EP 935 168 discloses a light sensitive material comprising a transparent support having thereon a silver halide emulsion layer and a randomly arranged color filter layer comprising colored resin particles. The document also discloses exposing, processing and electro-optically scanning the resultant image in such a film and reconstructing the image by digital image processing.
Color photographic films which comprise a color filter array and a single image recording layer or layer pack have the advantage of rapid and convenient photographic processing, as the single image recording layer or layer pack can be processed rapidly without the problem of mismatching different color records if small variations occur in the process. A small change in extent of development for example will affect all color records equally. Exceptionally rapid processing is possible using simple negative black-and-white development, and if suitable developing agents are included in the coating, the photographic response can be remarkably robust or tolerant towards inadvertent variations in processing time or temperature. Developing agents suitable for including in the coating, and a preferred way of incorporating them, are disclosed in U.S. Pat.

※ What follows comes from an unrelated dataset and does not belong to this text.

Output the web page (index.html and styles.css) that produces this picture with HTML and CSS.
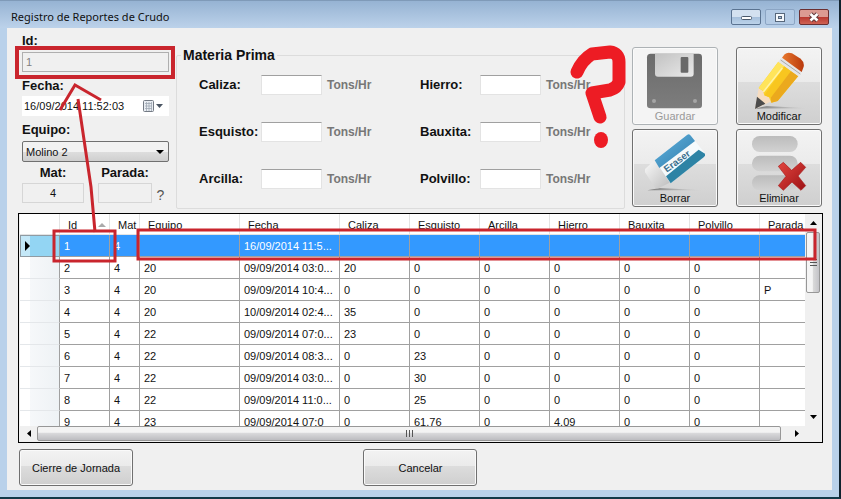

No. 5,804,359.
Problem to be solved by the Invention
It is desirable that the method of manufacturing the color filter array be of comparatively low cost. Known methods of making regular filter arrays, such as those used for Dufaycolor or Polachrome films, are complex and costly, involving several sequential applications of materials to the film. Known methods of making random filter arrays, such as those used for Autochrome film and that described in EP 935 168 also involve complex operations, including separating and grading or sizing the colored particles of starch or resin respectively, dispersing them in a coating medium, coating and drying and then calendaring the coated layer to flatten the particles.
An economical method of manufacturing a random color filter array is described in co-pending application Ser. No. 09/808,844, reference 11574, by the applicant, filed on the same day as the present application. The method uses existing photographic manufacturing methods such as oil-in-water dispersion and photographic coating, so new equipment is not required. There is no need to separate or isolate the color elements, little or no volatile organic solvents need to be evaporated or recovered, and the only drying step is the normal drying of a coated photographic film. No calendaring step is needed as the fluid filter elements become flatter as the coating dries, as depicted in the schematic FIGS. 1 and 2 of that application. This results in a simplified and economical production process when compared with the Autochrome method or the method described in EP 935 168.
In the case of color filter arrays of the types described in the co-pending application Ser. No. 09/808,844, reference 11574, and in EP 935 168, which contain randomly disposed colored particles or droplets, it has been found that improved color information may be recorded if the space in between the randomly disposed colored particles or droplets is filled with a further color, when viewed from a direction normal to the plane of the array. For example, if there are red and blue randomly disposed colored particles or droplets, the space between them may be colored green. This is illustrated schematically in FIG. 1 of the present application. In EP 935 168, an example is given (Example 2) in which the gelatin binder between the colored resin particles is colored by addition of a yellow dye, corresponding to Color 3 in FIG. 1 below.